A second additional test is performed to understand whether the CPU load generated by the ATS procedures introduces significant performance variations in the OpenFlow control plane, negatively affecting the network behavior. To that end, we analyzed the ATS impact on the time required by the OpenFlow agent to install or delete rules. The test puts under stress the system by running the ATS bandwidth measurement procedure (see Sect. 5.3) in all ports, resulting in a CPU load of 100%. Two distinct configurations are evaluated: (i) a lower processing priority is assigned to the ATS agent, and (ii) the same processing priority is assigned to the ATS agent and the OpenFlow agent. To stress even more the system, we assume a flow arrival of 1000 OpenFlow rules/s. Figure 10a, b illustrate the results and show that in the case of no active measurement, the OpenFlow agent process requires an average of 74.13 μs and 65.63 μs to install and delete an OpenFlow rule, respectively. In the case of running the CPU-intensive ATS procedures (e.g., bandwidth measurement), the switch respectively requires an average of 90.07 μs and 78.61 μs for respectively installing and deleting an OpenFlow rule in the case of the ATS process running at a lower priority. Likewise, the switch requires an average of 108.48 μs and 92.90 μs when the ATS process runs with the same priority as the OpenFlow agent.

Fig. 10
figure 10

Time required by the SDN controller to install and delete flows on a switch subject to an average arrival rate of 1000 flows/s when the CPU is put under load by the ATS agent. Three scenarios are considered: (i) 0% CPU load, and 100% CPU load when the ATS agent process runs with (ii) a lower priority and (iii) same priority with regards to the OpenFlow process

At the light of these results, we can conclude that although the use of ATS (when performing CPU-intensive operations) impacts the performance of the OpenFlow control plane, this impact does not prevent the switch to install and delete rules within a delay of \(\sim\,108\) μs. It is worth highlighting that while the use of the ATS process with the same priority (i.e., the worst case) introduces an additional delay of \(\sim\,34\) μs, this does not represent a significant variation in the context of the OpenFlow control plane, which is based on TCP and operates at a longer timescale. To alleviate this problem, we therefore advise assigning a lower CPU priority to the ATS process, resulting in a higher reactiveness of the OpenFlow process and in a mitigation counter-measure against a potential ATS misconfiguration.

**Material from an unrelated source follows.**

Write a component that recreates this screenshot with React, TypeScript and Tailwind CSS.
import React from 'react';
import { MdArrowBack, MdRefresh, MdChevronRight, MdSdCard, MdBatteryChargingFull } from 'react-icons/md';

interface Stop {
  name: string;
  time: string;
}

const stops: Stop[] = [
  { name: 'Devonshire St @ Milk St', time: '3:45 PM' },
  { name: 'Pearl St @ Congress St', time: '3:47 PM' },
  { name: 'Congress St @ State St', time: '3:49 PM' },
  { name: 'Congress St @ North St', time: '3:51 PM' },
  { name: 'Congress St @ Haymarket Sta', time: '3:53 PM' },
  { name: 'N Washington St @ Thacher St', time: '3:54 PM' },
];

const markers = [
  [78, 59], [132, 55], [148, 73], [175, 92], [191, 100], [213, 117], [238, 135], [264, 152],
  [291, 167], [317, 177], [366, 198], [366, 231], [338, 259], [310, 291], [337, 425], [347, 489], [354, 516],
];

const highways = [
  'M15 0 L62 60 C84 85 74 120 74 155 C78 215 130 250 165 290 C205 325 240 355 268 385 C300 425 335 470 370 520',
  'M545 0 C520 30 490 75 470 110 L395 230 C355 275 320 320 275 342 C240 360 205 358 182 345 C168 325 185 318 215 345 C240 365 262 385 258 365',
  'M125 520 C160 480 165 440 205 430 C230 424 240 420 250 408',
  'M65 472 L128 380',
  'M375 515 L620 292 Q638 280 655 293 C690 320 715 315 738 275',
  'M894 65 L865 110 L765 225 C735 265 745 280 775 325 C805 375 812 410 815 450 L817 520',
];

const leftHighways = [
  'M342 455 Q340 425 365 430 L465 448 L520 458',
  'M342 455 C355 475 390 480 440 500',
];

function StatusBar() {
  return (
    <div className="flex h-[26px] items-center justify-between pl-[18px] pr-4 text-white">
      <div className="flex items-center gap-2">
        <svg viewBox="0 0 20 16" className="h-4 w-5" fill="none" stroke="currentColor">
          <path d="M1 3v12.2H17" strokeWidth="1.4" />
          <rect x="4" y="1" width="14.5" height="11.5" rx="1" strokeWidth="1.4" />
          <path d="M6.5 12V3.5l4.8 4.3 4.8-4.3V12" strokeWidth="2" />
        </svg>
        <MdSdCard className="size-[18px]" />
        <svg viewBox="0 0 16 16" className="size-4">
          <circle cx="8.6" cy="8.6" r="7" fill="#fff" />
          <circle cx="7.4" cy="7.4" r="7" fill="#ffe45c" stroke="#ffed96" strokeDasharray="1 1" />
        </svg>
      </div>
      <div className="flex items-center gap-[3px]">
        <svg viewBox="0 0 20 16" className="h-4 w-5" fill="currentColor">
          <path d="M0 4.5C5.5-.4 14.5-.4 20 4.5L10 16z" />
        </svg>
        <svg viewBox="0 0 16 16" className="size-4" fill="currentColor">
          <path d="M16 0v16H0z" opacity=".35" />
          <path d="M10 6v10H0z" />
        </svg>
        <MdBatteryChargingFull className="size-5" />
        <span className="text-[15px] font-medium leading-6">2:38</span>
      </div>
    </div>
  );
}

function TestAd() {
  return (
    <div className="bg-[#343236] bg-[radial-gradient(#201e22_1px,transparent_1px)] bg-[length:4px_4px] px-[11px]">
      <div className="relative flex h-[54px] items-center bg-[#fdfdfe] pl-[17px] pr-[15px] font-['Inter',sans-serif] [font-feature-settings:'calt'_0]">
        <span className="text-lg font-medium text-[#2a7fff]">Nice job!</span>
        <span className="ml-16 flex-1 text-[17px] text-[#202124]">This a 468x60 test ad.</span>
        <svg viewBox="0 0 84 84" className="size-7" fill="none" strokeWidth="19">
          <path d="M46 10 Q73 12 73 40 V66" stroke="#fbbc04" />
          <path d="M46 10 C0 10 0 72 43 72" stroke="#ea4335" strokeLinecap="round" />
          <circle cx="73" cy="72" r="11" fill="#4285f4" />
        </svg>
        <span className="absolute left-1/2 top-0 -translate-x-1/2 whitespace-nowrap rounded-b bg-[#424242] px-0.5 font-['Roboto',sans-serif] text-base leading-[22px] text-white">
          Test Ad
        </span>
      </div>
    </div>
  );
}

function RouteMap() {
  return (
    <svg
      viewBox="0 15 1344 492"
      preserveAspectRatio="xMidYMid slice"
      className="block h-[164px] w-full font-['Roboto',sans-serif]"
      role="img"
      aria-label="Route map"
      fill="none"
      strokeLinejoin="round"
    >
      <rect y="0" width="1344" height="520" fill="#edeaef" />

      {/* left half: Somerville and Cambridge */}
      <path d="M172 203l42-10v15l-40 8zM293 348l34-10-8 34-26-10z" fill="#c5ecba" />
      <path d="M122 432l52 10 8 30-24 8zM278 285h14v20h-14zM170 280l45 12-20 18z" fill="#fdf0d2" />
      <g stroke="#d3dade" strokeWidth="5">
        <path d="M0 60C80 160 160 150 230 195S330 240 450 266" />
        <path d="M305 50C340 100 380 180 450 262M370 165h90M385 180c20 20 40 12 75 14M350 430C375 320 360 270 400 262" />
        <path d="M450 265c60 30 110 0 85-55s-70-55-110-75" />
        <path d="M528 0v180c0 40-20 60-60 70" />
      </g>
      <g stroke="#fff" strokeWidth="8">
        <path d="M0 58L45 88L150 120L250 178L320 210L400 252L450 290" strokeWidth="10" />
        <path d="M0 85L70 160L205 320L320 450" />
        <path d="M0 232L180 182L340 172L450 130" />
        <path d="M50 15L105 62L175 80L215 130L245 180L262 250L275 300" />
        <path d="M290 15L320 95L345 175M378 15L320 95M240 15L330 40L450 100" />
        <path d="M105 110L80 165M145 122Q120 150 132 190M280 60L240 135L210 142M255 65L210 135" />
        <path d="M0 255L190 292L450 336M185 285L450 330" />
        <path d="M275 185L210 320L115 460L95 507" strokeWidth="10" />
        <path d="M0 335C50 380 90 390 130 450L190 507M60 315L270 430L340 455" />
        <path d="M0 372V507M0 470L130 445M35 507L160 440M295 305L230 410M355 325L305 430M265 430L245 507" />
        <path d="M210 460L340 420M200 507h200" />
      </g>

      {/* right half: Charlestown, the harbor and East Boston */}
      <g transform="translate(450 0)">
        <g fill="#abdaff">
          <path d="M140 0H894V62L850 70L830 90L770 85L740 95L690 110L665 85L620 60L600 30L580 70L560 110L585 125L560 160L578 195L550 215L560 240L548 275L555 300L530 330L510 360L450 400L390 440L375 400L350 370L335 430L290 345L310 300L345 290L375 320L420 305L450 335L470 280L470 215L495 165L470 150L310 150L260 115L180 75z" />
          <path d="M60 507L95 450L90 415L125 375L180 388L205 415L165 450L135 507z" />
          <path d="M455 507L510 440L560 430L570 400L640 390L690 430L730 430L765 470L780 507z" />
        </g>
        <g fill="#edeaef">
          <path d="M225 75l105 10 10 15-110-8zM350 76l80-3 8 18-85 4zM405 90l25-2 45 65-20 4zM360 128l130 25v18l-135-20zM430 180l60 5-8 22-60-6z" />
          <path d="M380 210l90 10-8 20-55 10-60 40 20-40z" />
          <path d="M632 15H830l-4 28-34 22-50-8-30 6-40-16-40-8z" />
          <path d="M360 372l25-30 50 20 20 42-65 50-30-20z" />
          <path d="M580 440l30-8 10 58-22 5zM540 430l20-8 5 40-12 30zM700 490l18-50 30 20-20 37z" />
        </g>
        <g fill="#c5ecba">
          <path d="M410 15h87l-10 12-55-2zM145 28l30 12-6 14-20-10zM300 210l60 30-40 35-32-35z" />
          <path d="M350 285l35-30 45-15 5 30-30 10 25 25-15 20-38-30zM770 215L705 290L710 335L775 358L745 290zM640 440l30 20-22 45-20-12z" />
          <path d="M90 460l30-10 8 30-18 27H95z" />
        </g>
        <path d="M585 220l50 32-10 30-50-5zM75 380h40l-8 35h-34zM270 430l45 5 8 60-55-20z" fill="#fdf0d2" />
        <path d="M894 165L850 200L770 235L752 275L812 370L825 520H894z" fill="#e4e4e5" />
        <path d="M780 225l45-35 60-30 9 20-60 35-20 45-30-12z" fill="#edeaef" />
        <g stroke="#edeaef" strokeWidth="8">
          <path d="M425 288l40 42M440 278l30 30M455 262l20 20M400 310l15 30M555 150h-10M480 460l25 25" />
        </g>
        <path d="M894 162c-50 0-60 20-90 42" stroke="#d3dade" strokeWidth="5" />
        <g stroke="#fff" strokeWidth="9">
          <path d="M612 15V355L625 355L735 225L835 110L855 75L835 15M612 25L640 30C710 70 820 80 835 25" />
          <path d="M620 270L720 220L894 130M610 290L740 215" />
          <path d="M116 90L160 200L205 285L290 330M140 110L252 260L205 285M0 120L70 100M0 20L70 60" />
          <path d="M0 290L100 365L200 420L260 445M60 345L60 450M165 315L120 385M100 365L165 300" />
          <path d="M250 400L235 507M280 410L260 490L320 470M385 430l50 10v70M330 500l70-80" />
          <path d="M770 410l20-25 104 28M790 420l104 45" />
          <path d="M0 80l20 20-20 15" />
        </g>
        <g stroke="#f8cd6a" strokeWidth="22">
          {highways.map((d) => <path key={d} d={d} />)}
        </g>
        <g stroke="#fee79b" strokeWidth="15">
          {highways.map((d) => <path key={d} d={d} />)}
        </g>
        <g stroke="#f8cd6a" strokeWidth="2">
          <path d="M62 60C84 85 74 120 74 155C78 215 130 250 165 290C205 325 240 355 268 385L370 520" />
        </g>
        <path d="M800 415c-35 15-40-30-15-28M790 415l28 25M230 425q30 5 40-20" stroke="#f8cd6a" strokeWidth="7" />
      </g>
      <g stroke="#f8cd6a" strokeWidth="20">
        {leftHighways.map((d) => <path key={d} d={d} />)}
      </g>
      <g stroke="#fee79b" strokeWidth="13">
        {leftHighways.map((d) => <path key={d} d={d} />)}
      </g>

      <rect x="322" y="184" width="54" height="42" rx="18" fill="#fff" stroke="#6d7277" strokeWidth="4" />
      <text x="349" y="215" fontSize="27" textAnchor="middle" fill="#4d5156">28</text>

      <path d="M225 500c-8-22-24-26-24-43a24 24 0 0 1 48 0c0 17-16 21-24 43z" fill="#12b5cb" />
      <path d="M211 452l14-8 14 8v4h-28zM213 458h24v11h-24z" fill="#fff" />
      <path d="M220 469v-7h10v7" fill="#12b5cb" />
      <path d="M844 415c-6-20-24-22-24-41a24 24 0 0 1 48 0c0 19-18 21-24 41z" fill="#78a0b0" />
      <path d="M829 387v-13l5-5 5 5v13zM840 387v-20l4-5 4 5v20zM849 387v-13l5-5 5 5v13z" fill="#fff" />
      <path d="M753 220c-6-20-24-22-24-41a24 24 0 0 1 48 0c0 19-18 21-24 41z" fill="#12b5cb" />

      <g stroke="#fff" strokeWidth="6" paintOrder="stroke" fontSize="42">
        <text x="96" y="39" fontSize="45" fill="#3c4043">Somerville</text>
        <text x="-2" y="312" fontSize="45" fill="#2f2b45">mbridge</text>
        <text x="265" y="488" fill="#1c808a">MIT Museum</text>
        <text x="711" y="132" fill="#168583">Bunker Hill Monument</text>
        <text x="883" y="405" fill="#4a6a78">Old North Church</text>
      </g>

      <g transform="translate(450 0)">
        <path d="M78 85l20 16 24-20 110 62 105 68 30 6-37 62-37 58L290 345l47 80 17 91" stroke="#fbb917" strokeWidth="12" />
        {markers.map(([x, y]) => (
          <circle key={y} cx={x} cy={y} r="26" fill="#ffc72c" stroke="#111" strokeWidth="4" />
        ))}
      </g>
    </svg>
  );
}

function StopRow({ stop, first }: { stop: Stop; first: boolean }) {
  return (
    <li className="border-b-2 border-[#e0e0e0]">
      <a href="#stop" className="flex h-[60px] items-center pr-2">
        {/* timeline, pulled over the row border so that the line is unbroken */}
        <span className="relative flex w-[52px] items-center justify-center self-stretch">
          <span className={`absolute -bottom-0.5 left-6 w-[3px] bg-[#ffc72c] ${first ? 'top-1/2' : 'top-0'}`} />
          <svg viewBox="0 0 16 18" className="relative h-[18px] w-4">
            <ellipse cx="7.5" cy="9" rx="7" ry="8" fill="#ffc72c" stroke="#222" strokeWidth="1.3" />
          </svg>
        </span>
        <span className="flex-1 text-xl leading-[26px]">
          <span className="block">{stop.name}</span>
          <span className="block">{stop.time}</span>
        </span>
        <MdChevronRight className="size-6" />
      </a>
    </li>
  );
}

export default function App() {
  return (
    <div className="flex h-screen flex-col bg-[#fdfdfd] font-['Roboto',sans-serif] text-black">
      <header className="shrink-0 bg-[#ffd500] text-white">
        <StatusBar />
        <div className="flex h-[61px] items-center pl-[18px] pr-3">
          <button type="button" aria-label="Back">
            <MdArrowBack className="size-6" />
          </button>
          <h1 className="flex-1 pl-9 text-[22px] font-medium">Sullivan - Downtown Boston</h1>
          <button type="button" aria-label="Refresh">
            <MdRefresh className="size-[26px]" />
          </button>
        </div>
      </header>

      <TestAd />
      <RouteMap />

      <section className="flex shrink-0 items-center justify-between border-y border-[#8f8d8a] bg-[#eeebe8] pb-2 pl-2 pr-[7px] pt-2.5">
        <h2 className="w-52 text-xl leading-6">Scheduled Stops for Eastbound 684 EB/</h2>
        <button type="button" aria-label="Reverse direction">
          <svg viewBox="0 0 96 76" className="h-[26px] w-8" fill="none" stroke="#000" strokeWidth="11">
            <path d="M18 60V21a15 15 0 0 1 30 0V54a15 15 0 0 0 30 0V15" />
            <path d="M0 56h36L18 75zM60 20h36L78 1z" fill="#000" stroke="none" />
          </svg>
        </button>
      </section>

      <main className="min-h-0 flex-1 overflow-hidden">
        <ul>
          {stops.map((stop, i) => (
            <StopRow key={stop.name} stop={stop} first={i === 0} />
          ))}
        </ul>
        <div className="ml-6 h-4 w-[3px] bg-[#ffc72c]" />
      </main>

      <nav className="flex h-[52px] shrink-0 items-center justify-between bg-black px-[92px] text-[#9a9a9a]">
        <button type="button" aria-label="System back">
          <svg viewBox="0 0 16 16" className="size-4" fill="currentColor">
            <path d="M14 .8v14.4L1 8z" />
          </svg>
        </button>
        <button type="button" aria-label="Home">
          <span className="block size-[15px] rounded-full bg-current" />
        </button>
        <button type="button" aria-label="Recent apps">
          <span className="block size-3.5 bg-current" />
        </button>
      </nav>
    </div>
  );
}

To conclude, time synchronization between all the network switches is required to measure i.e. the one-way delay and to have a common reference time for monitoring. In carrier grade networks there are two widely-adopted options for distributing the clock (a.k.a. frequency synchronization): IEEE 1588 [16] and Synchronous Ethernet [19]. The former defines a cost-effective packet-based clock distribution mechanism capable of providing a timestamp resolution of 8 ns with an accuracy 25 ns. The latter, instead, incorporates in the clock signal in the Ethernet physical layer, that is no ad-hoc messages for synchronization are sent, and it is capable of providing sub-nanosecond accuracy. While the former option still provides good accuracy for monitoring whilst being cheaper than the latter, it may occur that the clock distribution messages interfere with the network measurements and vice-versa.

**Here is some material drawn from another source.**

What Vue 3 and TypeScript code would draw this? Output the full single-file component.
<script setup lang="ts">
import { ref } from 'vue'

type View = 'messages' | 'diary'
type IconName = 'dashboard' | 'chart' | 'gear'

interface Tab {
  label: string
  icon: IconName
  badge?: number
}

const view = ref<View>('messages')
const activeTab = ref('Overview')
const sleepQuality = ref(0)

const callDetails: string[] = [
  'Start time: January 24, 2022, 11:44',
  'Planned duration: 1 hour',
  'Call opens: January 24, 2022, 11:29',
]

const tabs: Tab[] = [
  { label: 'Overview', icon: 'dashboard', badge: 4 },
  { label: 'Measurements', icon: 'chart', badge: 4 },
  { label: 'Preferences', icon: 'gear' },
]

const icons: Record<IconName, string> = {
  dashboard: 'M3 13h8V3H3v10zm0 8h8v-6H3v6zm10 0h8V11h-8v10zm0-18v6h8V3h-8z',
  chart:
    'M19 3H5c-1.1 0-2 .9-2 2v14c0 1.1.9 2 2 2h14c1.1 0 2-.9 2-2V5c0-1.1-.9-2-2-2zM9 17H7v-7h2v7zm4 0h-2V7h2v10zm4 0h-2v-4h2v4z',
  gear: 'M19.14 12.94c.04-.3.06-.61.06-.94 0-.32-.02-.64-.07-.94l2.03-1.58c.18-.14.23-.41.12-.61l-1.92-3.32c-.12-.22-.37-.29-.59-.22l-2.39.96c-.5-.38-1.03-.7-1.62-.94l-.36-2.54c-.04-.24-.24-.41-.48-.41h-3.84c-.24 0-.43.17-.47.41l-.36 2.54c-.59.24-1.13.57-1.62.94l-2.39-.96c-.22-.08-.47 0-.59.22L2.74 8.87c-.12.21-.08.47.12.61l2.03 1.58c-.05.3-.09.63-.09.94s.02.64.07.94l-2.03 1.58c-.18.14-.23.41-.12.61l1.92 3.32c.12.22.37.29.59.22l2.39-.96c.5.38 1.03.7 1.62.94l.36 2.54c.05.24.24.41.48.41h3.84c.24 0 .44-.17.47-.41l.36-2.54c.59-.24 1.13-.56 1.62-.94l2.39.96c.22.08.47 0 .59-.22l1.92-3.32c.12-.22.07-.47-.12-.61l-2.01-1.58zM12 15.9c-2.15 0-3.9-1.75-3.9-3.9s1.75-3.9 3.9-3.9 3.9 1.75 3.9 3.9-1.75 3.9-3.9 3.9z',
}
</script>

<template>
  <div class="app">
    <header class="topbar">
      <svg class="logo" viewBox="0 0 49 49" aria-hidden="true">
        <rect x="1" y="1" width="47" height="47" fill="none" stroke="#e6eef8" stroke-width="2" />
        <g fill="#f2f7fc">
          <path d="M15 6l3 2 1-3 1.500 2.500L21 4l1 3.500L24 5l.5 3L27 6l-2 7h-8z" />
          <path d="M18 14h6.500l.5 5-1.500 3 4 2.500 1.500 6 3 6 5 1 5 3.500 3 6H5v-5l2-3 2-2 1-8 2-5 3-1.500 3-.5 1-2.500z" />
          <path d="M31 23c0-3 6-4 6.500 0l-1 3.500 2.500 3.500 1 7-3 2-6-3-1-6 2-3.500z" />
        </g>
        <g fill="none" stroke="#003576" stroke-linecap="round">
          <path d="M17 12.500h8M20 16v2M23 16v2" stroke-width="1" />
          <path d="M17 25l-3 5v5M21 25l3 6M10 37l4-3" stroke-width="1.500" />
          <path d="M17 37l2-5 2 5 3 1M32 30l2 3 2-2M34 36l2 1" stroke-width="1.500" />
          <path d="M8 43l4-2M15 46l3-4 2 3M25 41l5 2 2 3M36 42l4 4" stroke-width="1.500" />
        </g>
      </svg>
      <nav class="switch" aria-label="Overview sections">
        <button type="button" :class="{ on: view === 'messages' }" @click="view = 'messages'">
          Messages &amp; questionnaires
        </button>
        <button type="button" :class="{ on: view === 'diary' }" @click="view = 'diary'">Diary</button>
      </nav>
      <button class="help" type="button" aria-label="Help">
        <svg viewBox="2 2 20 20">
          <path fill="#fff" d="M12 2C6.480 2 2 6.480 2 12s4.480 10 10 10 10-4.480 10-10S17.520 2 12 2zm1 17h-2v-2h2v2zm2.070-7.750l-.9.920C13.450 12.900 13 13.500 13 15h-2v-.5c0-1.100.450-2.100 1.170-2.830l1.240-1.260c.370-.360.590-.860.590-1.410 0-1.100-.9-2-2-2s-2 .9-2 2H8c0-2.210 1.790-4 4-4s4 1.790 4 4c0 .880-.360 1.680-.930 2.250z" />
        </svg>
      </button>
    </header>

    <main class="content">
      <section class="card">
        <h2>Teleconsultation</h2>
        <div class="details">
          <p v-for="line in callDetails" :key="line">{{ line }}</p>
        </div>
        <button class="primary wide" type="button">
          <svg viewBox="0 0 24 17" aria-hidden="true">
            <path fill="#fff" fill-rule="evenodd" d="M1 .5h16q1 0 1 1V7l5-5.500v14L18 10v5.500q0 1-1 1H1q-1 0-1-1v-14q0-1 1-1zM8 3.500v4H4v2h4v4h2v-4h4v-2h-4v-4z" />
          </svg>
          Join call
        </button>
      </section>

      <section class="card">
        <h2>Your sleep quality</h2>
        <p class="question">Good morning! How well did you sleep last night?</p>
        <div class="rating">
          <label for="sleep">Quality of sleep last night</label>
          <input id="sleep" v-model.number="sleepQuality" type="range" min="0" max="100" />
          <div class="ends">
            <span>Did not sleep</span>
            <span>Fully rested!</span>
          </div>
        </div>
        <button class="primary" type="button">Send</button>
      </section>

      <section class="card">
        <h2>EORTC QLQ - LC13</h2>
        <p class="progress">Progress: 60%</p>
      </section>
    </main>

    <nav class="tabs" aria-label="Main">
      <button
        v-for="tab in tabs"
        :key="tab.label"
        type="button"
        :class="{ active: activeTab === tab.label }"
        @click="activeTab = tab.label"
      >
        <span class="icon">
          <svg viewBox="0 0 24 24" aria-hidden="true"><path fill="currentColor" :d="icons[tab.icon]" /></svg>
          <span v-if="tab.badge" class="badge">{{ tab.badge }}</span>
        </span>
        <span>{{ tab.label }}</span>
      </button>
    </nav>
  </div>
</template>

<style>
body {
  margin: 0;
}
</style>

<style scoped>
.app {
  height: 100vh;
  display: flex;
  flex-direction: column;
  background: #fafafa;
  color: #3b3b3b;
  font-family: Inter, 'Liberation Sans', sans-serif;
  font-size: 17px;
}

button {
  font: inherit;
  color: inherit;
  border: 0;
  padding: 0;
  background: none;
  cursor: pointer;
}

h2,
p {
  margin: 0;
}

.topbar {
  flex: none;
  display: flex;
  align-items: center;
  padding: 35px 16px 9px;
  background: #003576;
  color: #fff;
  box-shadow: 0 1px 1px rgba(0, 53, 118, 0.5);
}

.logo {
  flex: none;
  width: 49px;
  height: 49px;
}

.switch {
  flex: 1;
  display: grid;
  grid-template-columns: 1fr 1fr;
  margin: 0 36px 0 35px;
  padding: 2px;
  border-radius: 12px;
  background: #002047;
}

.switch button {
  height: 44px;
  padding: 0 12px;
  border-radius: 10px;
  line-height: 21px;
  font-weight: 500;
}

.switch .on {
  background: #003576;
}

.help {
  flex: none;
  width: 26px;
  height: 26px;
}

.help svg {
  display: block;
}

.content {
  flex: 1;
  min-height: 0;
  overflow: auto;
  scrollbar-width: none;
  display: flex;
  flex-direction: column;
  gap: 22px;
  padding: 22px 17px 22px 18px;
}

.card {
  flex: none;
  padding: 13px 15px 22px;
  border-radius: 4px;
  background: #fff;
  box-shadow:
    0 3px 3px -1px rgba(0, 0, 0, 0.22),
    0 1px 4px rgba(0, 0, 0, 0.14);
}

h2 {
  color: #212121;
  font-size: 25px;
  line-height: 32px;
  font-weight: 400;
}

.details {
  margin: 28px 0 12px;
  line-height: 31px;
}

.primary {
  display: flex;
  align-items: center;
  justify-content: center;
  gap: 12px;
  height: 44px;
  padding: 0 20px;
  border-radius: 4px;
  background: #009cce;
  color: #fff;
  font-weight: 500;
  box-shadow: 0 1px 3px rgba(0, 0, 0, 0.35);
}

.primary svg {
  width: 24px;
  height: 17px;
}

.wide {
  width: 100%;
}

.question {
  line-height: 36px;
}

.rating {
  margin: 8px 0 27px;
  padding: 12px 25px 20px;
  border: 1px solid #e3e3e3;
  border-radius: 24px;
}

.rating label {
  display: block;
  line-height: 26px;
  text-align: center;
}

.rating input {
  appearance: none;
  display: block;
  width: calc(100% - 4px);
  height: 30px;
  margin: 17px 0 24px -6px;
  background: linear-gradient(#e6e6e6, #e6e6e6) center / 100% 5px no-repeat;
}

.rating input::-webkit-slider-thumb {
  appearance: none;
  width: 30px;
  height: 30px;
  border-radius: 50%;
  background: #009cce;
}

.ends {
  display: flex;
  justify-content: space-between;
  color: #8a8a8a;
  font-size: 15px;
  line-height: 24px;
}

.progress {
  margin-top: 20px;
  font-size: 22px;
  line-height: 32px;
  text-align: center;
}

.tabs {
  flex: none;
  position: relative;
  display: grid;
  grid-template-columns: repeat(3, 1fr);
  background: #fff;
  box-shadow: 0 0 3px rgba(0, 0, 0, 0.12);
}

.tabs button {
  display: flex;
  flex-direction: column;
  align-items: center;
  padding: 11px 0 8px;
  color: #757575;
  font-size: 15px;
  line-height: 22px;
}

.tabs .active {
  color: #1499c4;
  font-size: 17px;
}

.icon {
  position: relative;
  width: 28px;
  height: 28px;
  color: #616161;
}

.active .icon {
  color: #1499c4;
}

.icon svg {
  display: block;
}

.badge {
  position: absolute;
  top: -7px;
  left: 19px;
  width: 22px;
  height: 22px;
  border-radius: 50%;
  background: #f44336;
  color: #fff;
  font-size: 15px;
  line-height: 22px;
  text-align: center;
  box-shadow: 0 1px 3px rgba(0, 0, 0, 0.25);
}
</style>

Therefore, it is important to configure appropriate QoS policies on the switches so as to avoid the disruption of the clock distribution eventually caused by the network measurements. One possible solution is to assign a higher priority to the packets essential for clock synchronization and a lower priority to the packets required for network measurement. A comprehensive analysis of the available solutions for achieving clock synchronization over a packet-based network can be found in [23].

6 Conclusions

This article has identified a gap between current SDN solutions and carrier grade network requirements under OAM point of view. An analysis of widely-deployed OAM and SDN technologies has been hence performed showing that the stateless nature of OpenFlow poses significant scalability and accuracy problems in monitoring and managing the network. To overcome these issues, this paper proposes an Adaptive Telemetry System, namely ATS, to enable locally on the switches active measurements (e.g., delay, bandwidth, etc.) and their reporting (e.g., alarms). The design approach chosen for ATS showed to provide compatibility with standard OpenFlow switches and controllers. An Application Programming Interface (API) has been defined for enabling the remote configuration of telemetry procedures, which adopt a Finite State Machine (FSM) implementation. This enables the switches to locally execute the stateful procedures required for active monitoring.

Finally, an experimental evaluation has been presented, showing the benefits of ATS compared to legacy-SDN solutions. Particularly, ATS proved to bring significant benefits in terms of offloading the control plane (and network controller) and higher accuracy in the performed measurements, which comply with the performance requirements defined by 3GPP for 5G networks. To that end, the delay and bandwidth measurements obtained with ATS have proven to match the ones obtained with reference non-SDN tools, while providing higher flexibility in the type of measurements that could be performed. Furthermore, ATS proved to be able to manage the periodical generation of messages over a large number of ports (up to 256) while running on a single CPU core. Finally, we provided some implementation insights on ATS and some deployment considerations regarding the process scheduler on the switch and the clock distribution in the network.